## Provided data
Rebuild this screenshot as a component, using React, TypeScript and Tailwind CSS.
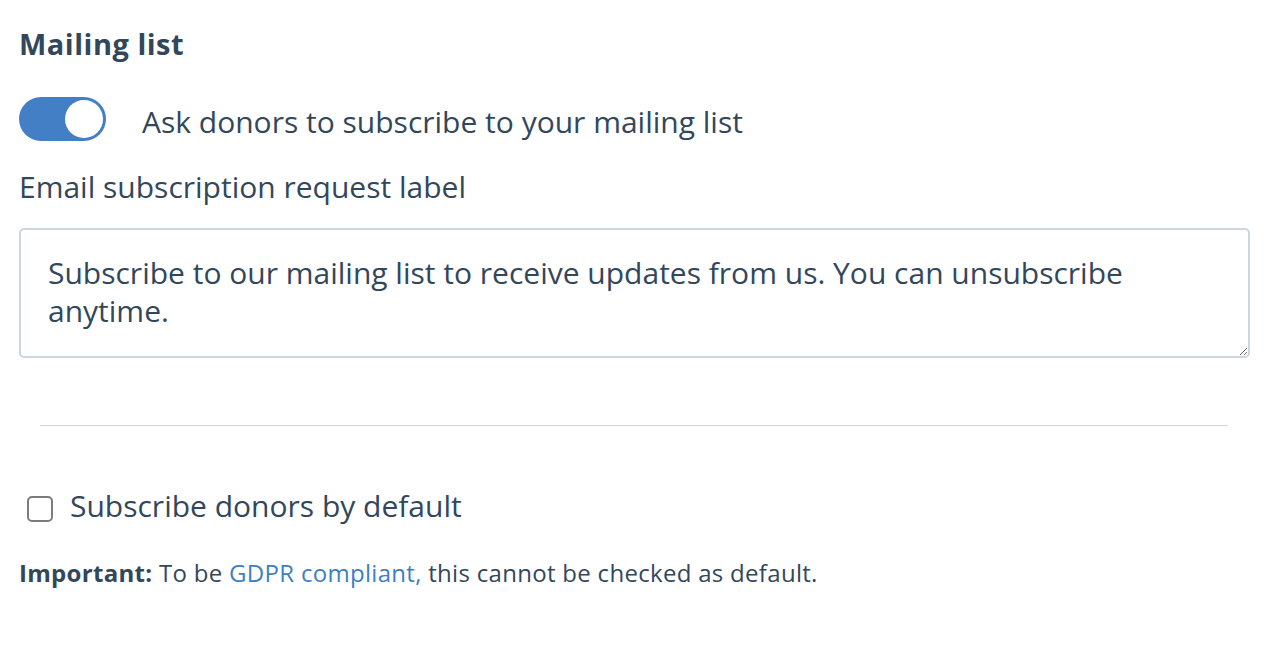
import { useState } from "react";

export default function App() {
  const [on, setOn] = useState(true);
  const [checked, setChecked] = useState(false);

  return (
    <div
      className="min-h-screen bg-white px-[19px] pt-[22px] text-[#33475b]"
      style={{ fontFamily: "'Open Sans', 'Noto Sans', sans-serif" }}
    >
      <h2 className="text-[29px] font-bold leading-[44px] tracking-[0.5px]">Mailing list</h2>

      <div className="mt-[31px] flex items-start gap-[36px]">
        <button
          onClick={() => setOn((v) => !v)}
          className={`relative h-[44px] w-[87px] shrink-0 rounded-full ${on ? "bg-[#437fc5]" : "bg-[#cbd6e2]"}`}
          aria-label="Toggle mailing list"
        >
          <span
            className={`absolute top-[3px] h-[38px] w-[38px] rounded-full bg-white ${on ? "left-[46px]" : "left-[3px]"}`}
          />
        </button>
        <span className="pt-[3px] text-[30px] leading-[44px]">Ask donors to subscribe to your mailing list</span>
      </div>

      <div className="mt-[25px] text-[30px] leading-[36px]">Email subscription request label</div>

      <textarea
        className="mt-[23px] block h-[130px] w-[1231px] resize-y rounded-[5px] border-2 border-[#cbd6e2] px-[27px] pb-[20px] pt-[24px] text-[30px] leading-[38px] text-[#33475b] outline-none"
        defaultValue="Subscribe to our mailing list to receive updates from us. You can unsubscribe anytime."
      />

      <div className="mx-[21px] mt-[67px] h-px bg-[#cbd6e2]" />

      <label className="mt-[60px] flex items-start gap-[17px] pl-[8px]">
        <input
          type="checkbox"
          checked={checked}
          onChange={(e) => setChecked(e.target.checked)}
          className="mt-[10px] h-[26px] w-[26px] shrink-0 appearance-none rounded-[5px] border-2 border-[#7c7c7c] bg-white"
        />
        <span className="text-[30px] leading-[40px]">Subscribe donors by default</span>
      </label>

      <p className="mt-[32px] text-[24px] leading-[30px] tracking-[0.3px]">
        <span className="font-bold">Important:</span> To be{" "}
        <a href="#" className="text-[#3e7fc4]">
          GDPR compliant,
        </a>{" "}
        this cannot be checked as default.
      </p>
    </div>
  );
}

## Problem to work on
Omit the pictures, then output the rest of the listing exactly.

## Task result
Rebuild this screenshot as a component, using React, TypeScript and Tailwind CSS.
import { useState } from "react";

export default function App() {
  const [on, setOn] = useState(true);
  const [checked, setChecked] = useState(false);

  return (
    <div
      className="min-h-screen bg-white px-[19px] pt-[22px] text-[#33475b]"
      style={{ fontFamily: "'Open Sans', 'Noto Sans', sans-serif" }}
    >
      <h2 className="text-[29px] font-bold leading-[44px] tracking-[0.5px]">Mailing list</h2>

      <div className="mt-[31px] flex items-start gap-[36px]">
        <button
          onClick={() => setOn((v) => !v)}
          className={`relative h-[44px] w-[87px] shrink-0 rounded-full ${on ? "bg-[#437fc5]" : "bg-[#cbd6e2]"}`}
          aria-label="Toggle mailing list"
        >
          <span
            className={`absolute top-[3px] h-[38px] w-[38px] rounded-full bg-white ${on ? "left-[46px]" : "left-[3px]"}`}
          />
        </button>
        <span className="pt-[3px] text-[30px] leading-[44px]">Ask donors to subscribe to your mailing list</span>
      </div>

      <div className="mt-[25px] text-[30px] leading-[36px]">Email subscription request label</div>

      <textarea
        className="mt-[23px] block h-[130px] w-[1231px] resize-y rounded-[5px] border-2 border-[#cbd6e2] px-[27px] pb-[20px] pt-[24px] text-[30px] leading-[38px] text-[#33475b] outline-none"
        defaultValue="Subscribe to our mailing list to receive updates from us. You can unsubscribe anytime."
      />

      <div className="mx-[21px] mt-[67px] h-px bg-[#cbd6e2]" />

      <label className="mt-[60px] flex items-start gap-[17px] pl-[8px]">
        <input
          type="checkbox"
          checked={checked}
          onChange={(e) => setChecked(e.target.checked)}
          className="mt-[10px] h-[26px] w-[26px] shrink-0 appearance-none rounded-[5px] border-2 border-[#7c7c7c] bg-white"
        />
        <span className="text-[30px] leading-[40px]">Subscribe donors by default</span>
      </label>

      <p className="mt-[32px] text-[24px] leading-[30px] tracking-[0.3px]">
        <span className="font-bold">Important:</span> To be{" "}
        <a href="#" className="text-[#3e7fc4]">
          GDPR compliant,
        </a>{" "}
        this cannot be checked as default.
      </p>
    </div>
  );
}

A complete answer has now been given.